=== Objective ===
Copy exactly the lines from the start of the material through the line with "const field = 'h-[12px]". Pictures stay out of the copy.

=== Extracted information ===
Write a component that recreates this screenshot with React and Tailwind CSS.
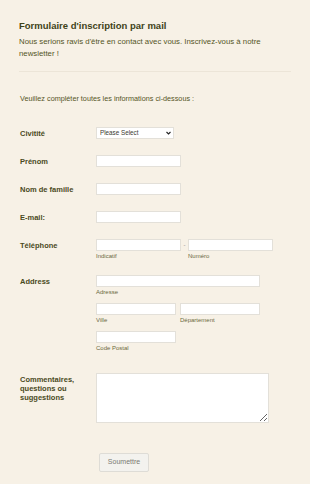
import React from 'react';

const field = 'h-[12px] bg-white border border-[#e3e0d9] outline-none';

function Row({ label, children, className = '' }) {
  return (
    <div className={`flex items-start ${className}`}>
      <div className="w-[76px] shrink-0 text-[7.5px] leading-[9px] font-bold text-[#4a4a1c] pt-[1.5px]">{label}</div>
      <div className="flex-1">{children}</div>
    </div>
  );
}

function Sub({ children }) {
  return <div className="text-[6px] leading-[8px] mt-[1px] text-[#6b6a3e]">{children}</div>;
}

export default function App() {
  return (
    <div className="min-h-screen bg-[#f7f1e6] font-['Liberation_Sans',Arial,sans-serif] text-[#4a4a1c]">
      {/* Header */}
      <div className="pl-[19px] pr-[19px] pt-[19px]">
        <h1 className="text-[9.5px] leading-[13px] font-bold text-[#3f4319]">Formulaire d'inscription par mail</h1>
        <p className="mt-[4px] text-[7.8px] leading-[11.5px] text-[#55551f]">
          Nous serions ravis d'être en contact avec vous. Inscrivez-vous à notre newsletter !
        </p>
        <div className="mt-[12px] border-t border-[#ece5d8]" />
      </div>

      <div className="pl-[20px] pr-[19px]">
        <p className="mt-[21px] text-[7.25px] leading-[11px] text-[#55551f]">Veuillez compléter toutes les informations ci-dessous :</p>

        <Row label="Civitité" className="mt-[23px]">
          <div className="relative w-[78px]">
            <select className={`${field} w-full appearance-none text-[6.3px] leading-[10px] text-[#3a3a30] pl-[3px] block`}>
              <option>Please Select</option>
            </select>
            <svg className="absolute right-[3px] top-[4px] w-[5px] h-[4px] pointer-events-none" viewBox="0 0 10 8" fill="none" stroke="#222" strokeWidth="2.2">
              <path d="M1 2l4 4 4-4" />
            </svg>
          </div>
        </Row>

        <Row label="Prénom" className="mt-[16px]">
          <input className={`${field} w-[85px] block`} />
        </Row>

        <Row label="Nom de famille" className="mt-[16px]">
          <input className={`${field} w-[85px] block`} />
        </Row>

        <Row label="E-mail:" className="mt-[16px]">
          <input className={`${field} w-[85px] block`} />
        </Row>

        <Row label="Téléphone" className="mt-[16px]">
          <div className="flex items-start">
            <div>
              <input className={`${field} w-[85px] block`} />
              <Sub>Indicatif</Sub>
            </div>
            <span className="w-[7px] text-center text-[6px] leading-[12px] text-[#888]">-</span>
            <div>
              <input className={`${field} w-[85px] block`} />
              <Sub>Numéro</Sub>
            </div>
          </div>
        </Row>

        <Row label="Address" className="mt-[15px]">
          <input className={`${field} w-[164px] block`} />
          <Sub>Adresse</Sub>
          <div className="flex gap-[4px] mt-[7px]">
            <div>
              <input className={`${field} w-[80px] block`} />
              <Sub>Ville</Sub>
            </div>
            <div>
              <input className={`${field} w-[80px] block`} />
              <Sub>Département</Sub>
            </div>
          </div>
          <div className="mt-[7px]">
            <input className={`${field} w-[80px] block`} />
            <Sub>Code Postal</Sub>
          </div>
        </Row>

        <Row label={<>Commentaires,<br />questions ou<br />suggestions</>} className="mt-[21px]">
          <textarea className="w-[173px] h-[50px] block bg-white border border-[#e3e0d9] outline-none" />
        </Row>

        <div className="pl-[79px] mt-[24px] pb-[17px]">
          <button className="w-[50px] h-[19px] bg-[#f3f2ee] border border-[#dedcd6] rounded-[2px] text-[7px] text-[#7a7a72]">
            Soumettre
          </button>
        </div>
      </div>
    </div>
  );
}
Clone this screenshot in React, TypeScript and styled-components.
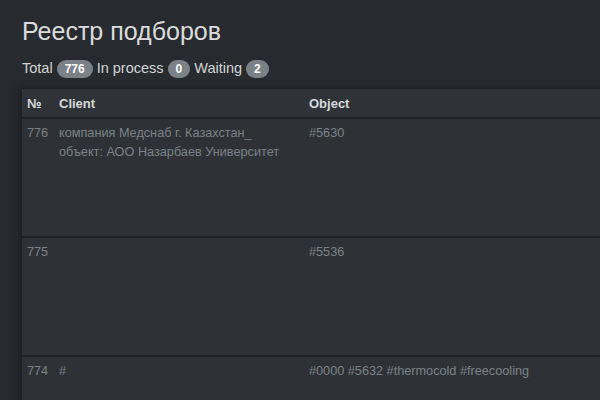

=== Completed exercise ===
Write a component that recreates this screenshot with React and Tailwind CSS.
import React from 'react';

const field = 'h-[12px] bg-white border border-[#e3e0d9] outline-none';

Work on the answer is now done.